The importance of shareholders agreements

The importance of shareholders agreements

A shareholders’ agreement is a written agreement between the shareholders of a company. It sets out the relationship between the company and its shareholders and establishes their rights and obligations as to how the company will be managed and run.

There is no requirement under the Corporations Act 2001 (Cth) for shareholders to enter into a shareholders’ agreement. The Constitution (or, in its absence, replaceable rules under the Corporations Act 2001 (Cth)) provide a basic level of governance and procedure. However, these may not be appropriate or they may not address key issues.

Key elements to be covered in a shareholders’ agreement

1.  Board composition
  • Who will be the directors and how will they be appointed and removed? Can ‘outsiders’ be appointed as directors? These are fundamental issues that should be covered in a shareholders’ agreement.
  • In circumstances where all of the shareholders (or their associates) work in the company’s business, there is generally an expectation that the directors will be the same people (and not their nominees). This may change where an investor buys into the company or the company is a special purpose vehicle.
2.  Decision making
  • A shareholders’ agreement should set out decisions which are to be made at a director level and decisions which are to be made at a shareholder level. This is particularly important in circumstances where the shareholders are not represented at board level. For example, a shareholder holding 5% of the shares in a company would generally not be entitled to appoint a director, so, in the absence of any rights under a shareholders’ agreement, they would have very limited voting rights.

  • In circumstances where each shareholder can appoint a director, however, the shareholding is not equal, it is important to think about the number of votes that each director can exercise. For example, in a company with shareholder A holding 50%, shareholder B holding 25% and shareholder C holding 25% of the shares respectively, and each shareholder having the right to appoint a director, shareholder A could be outvoted at board level (ie. 2-1) even though shareholder A owns 50% of the company.

  • A shareholders’ agreement should specify the number of votes needed at either level to pass a resolution. The required number of votes for an ordinary resolution is generally a simple majority, whereas the required number of votes required for a special resolution is often 75%. It is important to note that these numbers can be amended in the drafting phase, subject to negotiations between the shareholders. This issue will depend on the perspective of a shareholder.
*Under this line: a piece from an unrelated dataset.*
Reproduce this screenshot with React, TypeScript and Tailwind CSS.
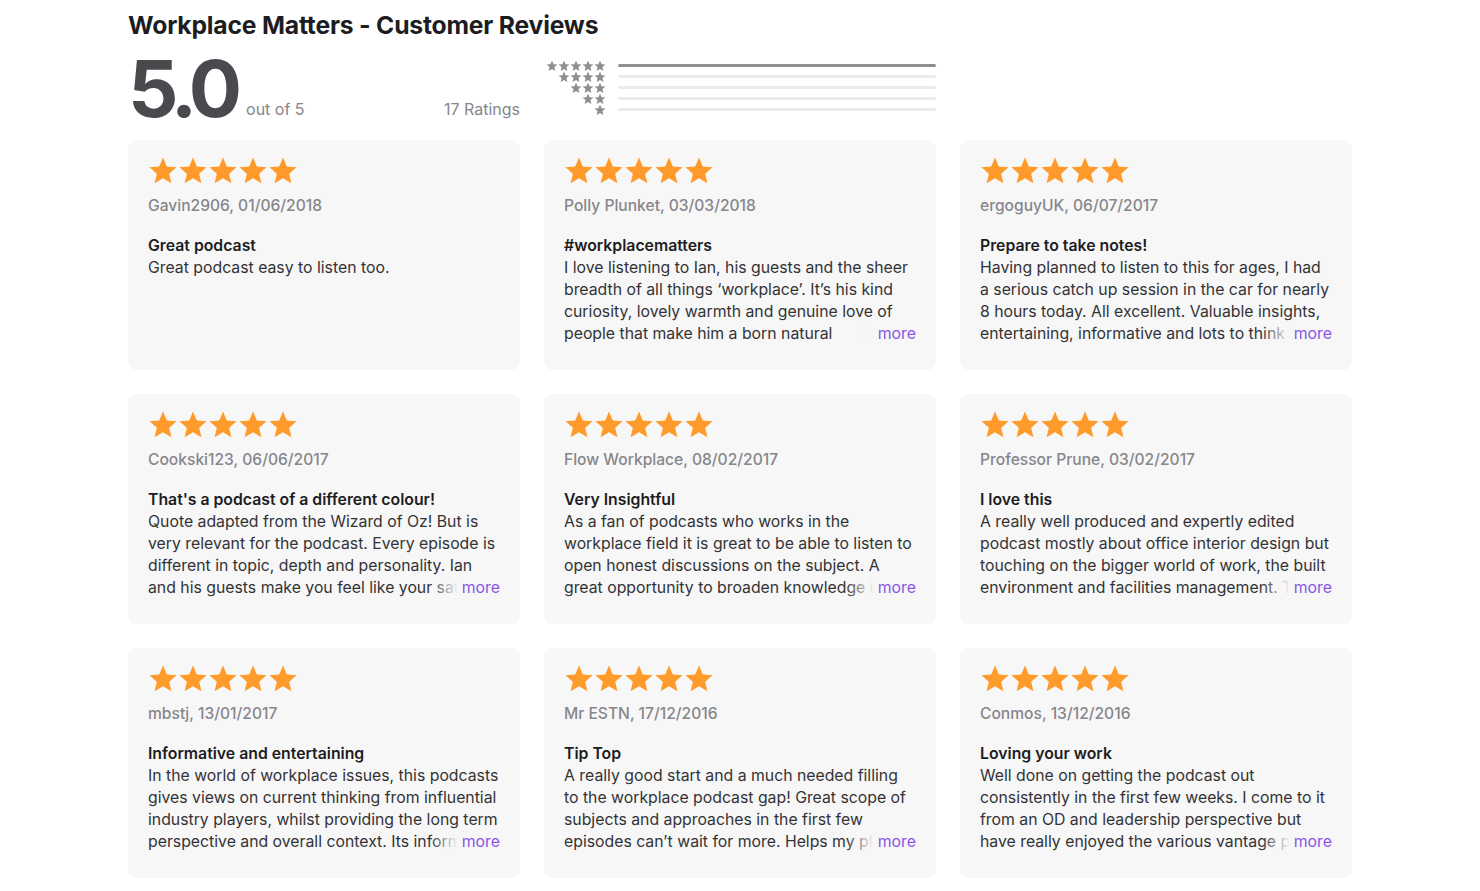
import React from "react";

const Star = ({ className }: { className?: string }) => (
  <svg viewBox="0 0 24 24" className={className} fill="currentColor">
    <path d="M12 1.2l3.05 7.2 7.8.68-5.92 5.13 1.78 7.63L12 17.8l-6.71 4.04 1.78-7.63L1.15 9.08l7.8-.68z" />
  </svg>
);

type Review = { author: string; date: string; title: string; body: string };

const reviews: Review[] = [
  { author: "Gavin2906", date: "01/06/2018", title: "Great podcast", body: "Great podcast easy to listen too." },
  {
    author: "Polly Plunket",
    date: "03/03/2018",
    title: "#workplacematters",
    body: "I love listening to Ian, his guests and the sheer breadth of all things \u2018workplace\u2019. It\u2019s his kind curiosity, lovely warmth and genuine love of people that make him a born natural communicator and host. Keep it up!",
  },
  {
    author: "ergoguyUK",
    date: "06/07/2017",
    title: "Prepare to take notes!",
    body: "Having planned to listen to this for ages, I had a serious catch up session in the car for nearly 8 hours today. All excellent. Valuable insights, entertaining, informative and lots to think about afterwards.",
  },
  {
    author: "Cookski123",
    date: "06/06/2017",
    title: "That's a podcast of a different colour!",
    body: "Quote adapted from the Wizard of Oz! But is very relevant for the podcast. Every episode is different in topic, depth and personality. Ian and his guests make you feel like your sat with them in the room.",
  },
  {
    author: "Flow Workplace",
    date: "08/02/2017",
    title: "Very Insightful",
    body: "As a fan of podcasts who works in the workplace field it is great to be able to listen to open honest discussions on the subject. A great opportunity to broaden knowledge in the field.",
  },
  {
    author: "Professor Prune",
    date: "03/02/2017",
    title: "I love this",
    body: "A really well produced and expertly edited podcast mostly about office interior design but touching on the bigger world of work, the built environment and facilities management. The guests are great.",
  },
  {
    author: "mbstj",
    date: "13/01/2017",
    title: "Informative and entertaining",
    body: "In the world of workplace issues, this podcasts gives views on current thinking from influential industry players, whilst providing the long term perspective and overall context. Its informative and fun.",
  },
  {
    author: "Mr ESTN",
    date: "17/12/2016",
    title: "Tip Top",
    body: "A really good start and a much needed filling to the workplace podcast gap! Great scope of subjects and approaches in the first few episodes can\u2019t wait for more. Helps my plans for the office.",
  },
  {
    author: "Conmos",
    date: "13/12/2016",
    title: "Loving your work",
    body: "Well done on getting the podcast out consistently in the first few weeks. I come to it from an OD and leadership perspective but have really enjoyed the various vantage points of the guests.",
  },
];

const Card = ({ r }: { r: Review }) => (
  <div className="h-[230px] rounded-[9px] bg-[#f7f7f7] px-5 pt-[15px]">
    <div className="flex h-[32px] items-center text-[#fe9b2a]">
      {[0, 1, 2, 3, 4].map((i) => (
        <Star key={i} className="h-[32px] w-[30px] shrink-0" />
      ))}
    </div>
    <div className="mt-[9px] text-[15.6px] leading-[20px] font-medium text-[#86868b]">
      {r.author}, {r.date}
    </div>
    <div className="mt-[19px] text-[15.8px] leading-[22px] font-semibold text-[#1d1d1f]">{r.title}</div>
    <div className="relative h-[88px] overflow-hidden text-[15.8px] leading-[22px] text-[#333336]">
      <p>{r.body}</p>
      {r.body.length > 60 && (
        <div className="absolute right-0 bottom-0 flex h-[22px] items-stretch">
          <div className="w-[28px] bg-gradient-to-r from-[#f7f7f7]/0 to-[#f7f7f7]" />
          <span className="bg-[#f7f7f7] pl-[4px] text-[#8b55e6]">more</span>
        </div>
      )}
    </div>
  </div>
);

export default function App() {
  return (
    <div className="min-h-[891px] bg-white font-['Inter',sans-serif] antialiased">
      <div className="w-[1224px] ml-[128px]">
        <h1 className="pt-[9px] text-[24.7px] leading-[32px] font-bold tracking-[-0.2px] text-[#1d1d1f]">
          Workplace Matters - Customer Reviews
        </h1>
        <div className="grid grid-cols-3 gap-x-6">
          <div className="flex h-[90px] items-end justify-between pb-[3px]">
            <div className="flex items-end">
              <span className="text-[79px] leading-[1] font-bold tracking-[-6px] text-[#4a4a4e]">5.0</span>
              <span className="ml-[10px] mb-[9px] text-[16px] leading-[20px] text-[#86868b]">out of 5</span>
            </div>
            <span className="mb-[9px] text-[16px] leading-[20px] text-[#86868b]">17 Ratings</span>
          </div>
          <div className="flex flex-col pt-[19px]">
            {[5, 4, 3, 2, 1].map((n) => (
              <div key={n} className="flex h-[11px] items-center">
                <div className="flex w-[62px] justify-end text-[#8e8e93]">
                  {Array.from({ length: n }).map((_, i) => (
                    <Star key={i} className="h-[12px] w-[12px]" />
                  ))}
                </div>
                <div className={"ml-[12px] flex-1 rounded-full " + (n === 5 ? "h-[3px] bg-[#8e8e93]" : "h-[3px] bg-[#ebebef]")} />
              </div>
            ))}
          </div>
          <div />
        </div>
        <div className="mt-[9px] grid grid-cols-3 gap-6">
          {reviews.map((r, i) => (
            <Card key={i} r={r} />
          ))}
        </div>
      </div>
    </div>
  );
}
For example, a shareholder with 70% of the shares may expect to singlehandedly carry the vote, so it would want a lower threshold. On the other hand, a shareholder with 15% may expect to be able to veto certain decisions, so it would want a higher threshold.

3.  Exit
  • What happens if a shareholder wants to leave the business? How will this happen with minimal disruption to the business? These issues should be addressed in a shareholders’ agreement in order to give the shareholders a framework and avoid a protracted process or legal dispute.
  • The shareholders should think about how their shares will be valued and how the purchase price of an exiting shareholder’s shares will be paid. For example, will it be paid over terms? If so, will the seller have a charge over the shares to secure payment? Will the seller be entitled to interest?
  • An issue that is often overlooked is how shareholder or director loans will be dealt with. In the absence of any agreement (which is often the case), an exiting shareholder may be able to demand immediate payment and this may cause unexpected cashflow difficulties for the business.
  • What happens if a shareholder (or their associate who works in the business) dies or becomes disabled? In the absence of a shareholders’ agreement, the death or disability of a shareholder would result in that shareholder’s personal representative or estate being in control of its interests. This may negatively affect the operation of the business. Again, a procedure should be set out dealing with this.
  • Majority shareholders may also want to have ‘drag along’ rights to allow them to force the sale of minority shareholdings in the event of an exit.
4.  Deadlocks
  • It is common for issues to emerge in companies whereby decisions cannot be made by agreement. In the absence of a shareholders’ agreement, the parties will have to turn to the courts to resolve a deadlock. This can be very costly and time consuming. The lawyers are usually the only winners in these cases.
  • This can severely impact the business and risk the financial interests of not only the shareholders but the employees and external stakeholders.
  • Common mechanisms to deal with deadlocks are:
    • A casting vote – on a director level, the chairman or chairwoman may have the decisive vote to resolve a deadlock.
    • Call option – any shareholder may, in the absence of a resolution of the deadlock after a certain time period, offer the other shareholders the first right to buy its shares either at a pre-determined valuation or by way of a valuation. If no sale completes, the selling shareholder could force a sale of the business as a whole.
    • Dispute resolution – the issue may be referred to a certain procedure or to an expert to make a determination.
5.  Finance and access to information
  • A shareholder’s agreement should set out the manner in which the company can raise funds, whether that be through equity, debt or hybrid securities (such as convertible notes/loans).
  • Business plans and budgets should also be prepared and reviewed periodically in accordance with a shareholders’ agreement.
  • A shareholder’s rights to access information and documents about the company should also be covered in a shareholder’s agreement, particularly if a shareholder is not represented at board level.
6.  Issuing and transfer of shares
  • The issuing and transfer of shares is normally reserved for approval by shareholder resolution. This gives the shareholders control over the dilution of their shares, incoming shareholders and possible power plays by other shareholders.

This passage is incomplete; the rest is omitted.